I'm at the awkward age with kids where I want to start taking them on more adventurous outings, but they're not quite ready yet. I took my 11 year old on her first backpacking trip last summer. She had the energy to hike in about 1.5 miles.
Was she carrying too much weight, could you take half of her load? My 6 year old can easily hike 1.5 miles, so I'm thinking for an 11 year old it must have been weight or crazy terrain.
I carried most of it. We weighed her pack at 10-15lbs if I remember correctly. I felt it was appropriate at the time.
It was a slight uphill. I think it was mostly because it was an uncomfortably warm day.
If you know to expect 1.5 miles, find a hike where there's something cool in 1.5 miles. That's on you, to do the planning so the weakest member of your group has fun.

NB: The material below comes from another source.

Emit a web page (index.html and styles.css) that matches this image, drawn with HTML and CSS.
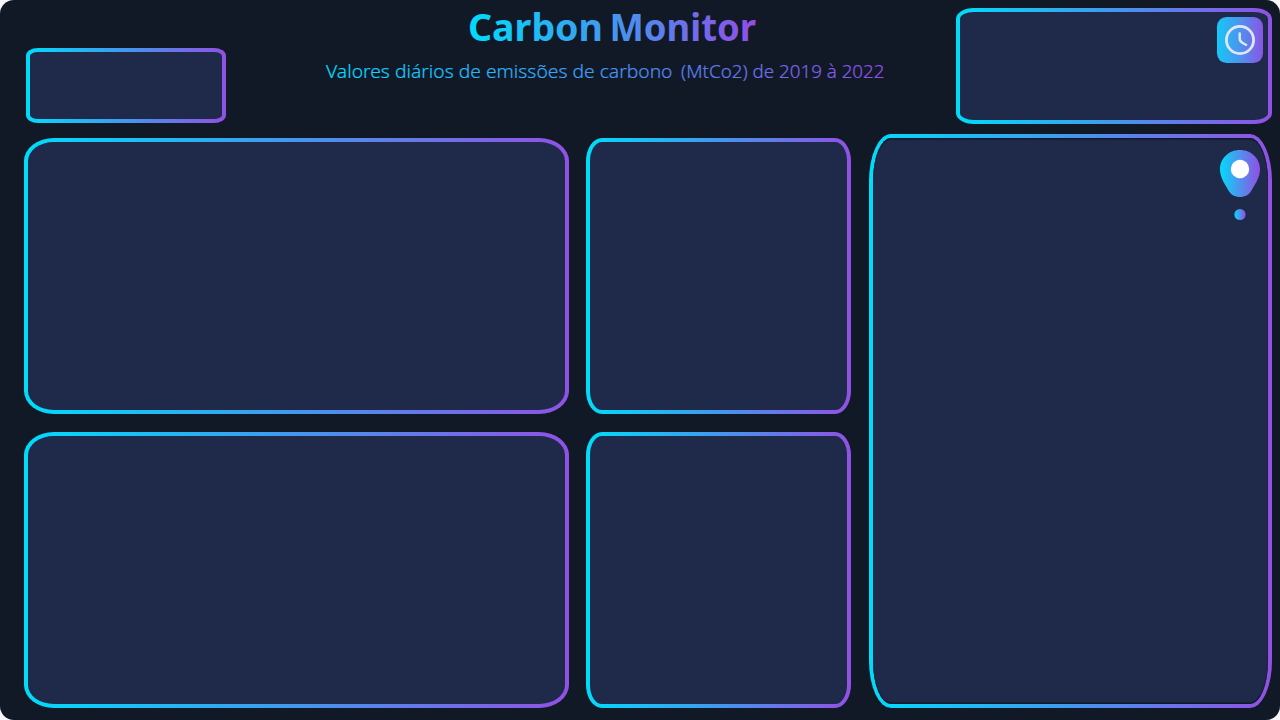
FILE: index.html
```html
<!DOCTYPE html>
<html lang="pt-BR">
<head>
<meta charset="utf-8">
<title>Carbon Monitor</title>
<link rel="stylesheet" href="styles.css">
</head>
<body>
<div class="dashboard">
  <header class="header">
    <div class="panel panel-filter"><div class="panel-body"></div></div>
    <svg class="heading" width="570" height="100" viewBox="0 0 570 100">
      <defs>
        <linearGradient id="title-grad" gradientUnits="userSpaceOnUse" x1="149" y1="0" x2="436" y2="0">
          <stop offset="0" stop-color="#00dcfb"/><stop offset=".5" stop-color="#4397ee"/><stop offset="1" stop-color="#924de6"/>
        </linearGradient>
        <linearGradient id="sub-grad" gradientUnits="userSpaceOnUse" x1="6" y1="0" x2="565" y2="0">
          <stop offset="0" stop-color="#00e1fd"/><stop offset=".5" stop-color="#4397ee"/><stop offset="1" stop-color="#924de6"/>
        </linearGradient>
      </defs>
      <text class="title" y="40.500"><tspan x="148" textLength="135" lengthAdjust="spacingAndGlyphs">Carbon</tspan> <tspan x="289.500" textLength="146.500" lengthAdjust="spacingAndGlyphs">Monitor</tspan></text>
      <text class="subtitle" y="78"><tspan x="6" textLength="346.500" lengthAdjust="spacingAndGlyphs">Valores diários de emissões de carbono</tspan> <tspan x="361" textLength="203.500" lengthAdjust="spacingAndGlyphs">(MtCo2) de 2019 à 2022</tspan></text>
    </svg>
    <div class="panel panel-period">
      <div class="panel-body">
        <svg class="clock" width="46" height="46" viewBox="0 0 46 46">
          <defs>
            <linearGradient id="clock-grad">
              <stop offset="0" stop-color="#16c8f5"/><stop offset=".5" stop-color="#4c93ee"/><stop offset="1" stop-color="#8a55e5"/>
            </linearGradient>
          </defs>
          <rect width="46" height="46" rx="9.5" fill="url(#clock-grad)"/>
          <circle cx="23" cy="23" r="13.6" fill="none" stroke="#dfe5fb" stroke-width="2.8"/>
          <path d="M22.700 16.500v5.300c0 2.800 3.200 4.700 6.400 6" fill="none" stroke="#dfe5fb" stroke-width="2.500" stroke-linecap="round"/>
        </svg>
      </div>
    </div>
  </header>
  <main class="content">
    <section class="charts">
      <div class="panel panel-wide"><div class="panel-body"></div></div>
      <div class="panel panel-narrow"><div class="panel-body"></div></div>
      <div class="panel panel-wide"><div class="panel-body"></div></div>
      <div class="panel panel-narrow"><div class="panel-body"></div></div>
    </section>
    <aside class="panel panel-map">
      <div class="panel-body">
        <svg class="pin" width="40" height="72" viewBox="0 0 40 72">
          <defs>
            <linearGradient id="pin-grad">
              <stop offset="0" stop-color="#00dcfb"/><stop offset=".5" stop-color="#5191ed"/><stop offset="1" stop-color="#924de6"/>
            </linearGradient>
          </defs>
          <path d="M20 0C8.500 0 0 8.500 0 19.500C0 27 4.500 33.500 8.200 40C11 45 15 47 20 47S29 45 31.800 40C35.500 33.500 40 27 40 19.500C40 8.500 31.500 0 20 0Z" fill="url(#pin-grad)"/>
          <circle cx="20" cy="19" r="9.200" fill="#fff"/>
          <circle cx="20" cy="64.500" r="5.600" fill="url(#pin-grad)"/>
        </svg>
      </div>
    </aside>
  </main>
</div>
</body>
</html>
```
FILE: styles.css
```css
* { box-sizing: border-box; }

body {
  margin: 0;
  background: #f7f7f7;
  font-family: "Noto Sans", sans-serif;
}

.dashboard {
  width: 1280px;
  height: 720px;
  border-radius: 14px;
  background: #111826;
  overflow: hidden;
}

.header {
  height: 134px;
  display: flex;
  align-items: flex-start;
  padding: 0 8px 0 26px;
}

.heading {
  display: block;
  flex: none;
  margin-left: 94px;
}

.title {
  font-size: 37.5px;
  font-weight: 700;
  fill: url(#title-grad);
}

.subtitle {
  font-size: 18.5px;
  font-weight: 300;
  fill: url(#sub-grad);
  stroke: url(#sub-grad);
  stroke-width: 0.2px;
}

.panel {
  padding: 4px;
  border-radius: var(--rx) / var(--ry);
  background: linear-gradient(90deg, #00dcfa 0%, #4397ee 50%, #9151e4 100%);
}

.panel-body {
  height: 100%;
  border-radius: calc(var(--rx) - 4px) / calc(var(--ry) - 4px);
  background: #1f294a;
}

.panel-filter {
  --rx: 12px;
  --ry: 8px;
  width: 200px;
  height: 75px;
  margin-top: 48px;
}

.panel-period {
  --rx: 18px;
  --ry: 11px;
  width: 316px;
  height: 116px;
  margin: 8px 0 0 auto;
}

.panel-period .panel-body,
.panel-map .panel-body {
  display: flex;
  align-items: flex-start;
  justify-content: flex-end;
}

.panel-period .panel-body { padding: 5px; }

.content {
  display: flex;
  justify-content: space-between;
  padding: 0 8px 0 24px;
}

.charts {
  display: grid;
  grid-template-columns: 545px 265px;
  grid-template-rows: 276px 276px;
  gap: 18px 17px;
  padding-top: 4px;
}

.panel-wide { --rx: 30px; --ry: 23px; }

.panel-narrow { --rx: 16px; --ry: 23px; }

.panel-map {
  --rx: 22px;
  --ry: 47px;
  width: 403px;
  height: 574px;
}

.panel-map .panel-body {
  padding: 12px 8px;
  box-shadow: inset 0 1.5px 1px #111826, inset 0 -1.5px 1px #111826;
}
```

Our kids are now older, but some things we did with them:
Loads of walking when they were small. Some hikes. Our first (and regular: once or twice/year, sometimes with friends) backpacking trip with them was a SHORT access hike: something like 1.5 miles (and, er, 1500 vertical feet) up a mostly dis-used trail into a hanging valley that hardly anyone knows about. So for the cost of a 45 minute drive and a bunch of challenging hauling of gear for the parents, we got into a mostly-empty backcountry valley. Some years DH made two trips to get all the stuff up there. (Some years we were carrying an toddler, along with all the camping gear for our family...)
They did a bunch of camps focused on wilderness skills, and we learned what games were played there. Once we got to our backpacking site and got set up, multiple rounds of "predator" were played. (It basically involves sneaking up on "it" -- the first round you have to hide yourself so "it" can't see you, then "it" closes his/her eyes and you have to try to sneak up and touch them. If "it" points directly at you (because s/he can hear you) you're out.) We spotted stuff (fish! plants! mushrooms! once, a Moose that was way-the-heck too close!). We hiked nearby "peaks" in the range that surrounded our valley. We lay out at night and spotted stars and planets. We let the kids do all the talking they wanted, and took advantage of the opportunity to hear what they were thinking about without distractions. We let them wander off and have alone time, if that's what they wanted.
We also took our kids on twice/annual ski trips to backcountry huts. Again, the parents hauled immense loads when the kids were small, but it meant that once we got there we had plenty of food, some games to play, a kid-sized potty seat (they have outhouses ... and in our defense, we only did that once, when a kid was potty-training at just the wrong moment..) After the kids were no longer tiny we stopped towing them in, but they had a deal with my DH who was pulling a cargo toboggan -- he'd tow them on the flat sections, they had to walk (it was snowshoes at that point) on the steeper bits. We hauled in their downhill ski gear, so they could ski out. Ultimately, they were upgraded to various versions of backcountry gear, so they could go up and down on the same equipment... Some years friends came with us. Some years, friends and their families came with us. A couple of times the weather or situation turned bad, and we had to turn around.
The moral of this storytelling: do whatever you need to so that it's fun for the kids. Make up stories and tell them around the campfire! Invent appropriate-scale adventures. Haul ALL the stuff yourself: the recommendation is that kids should start out carrying less than 10% of their bodyweight, and if that's too much, they should drop down further. Make very sure that they have what they need to be comfortable (yes, for small kids this means carrying an entire change of clothes in case they fall in a creek). Make sure there are ample tasty treats. Train ahead of time with them, so that you (and they) know that they can handle the physical part. (There's a peak that overlooks our town, so we started out by hiking up that. With cookies!)
(Now our "kids" are 20 and 23, and on our Christmas hut trip in 2023 they carried greater than 50% of the weight. In fact, I handed off a (decanted, I'm not an idiot) bottle of wine to the older one halfway in, when he asked why I was sl slow.)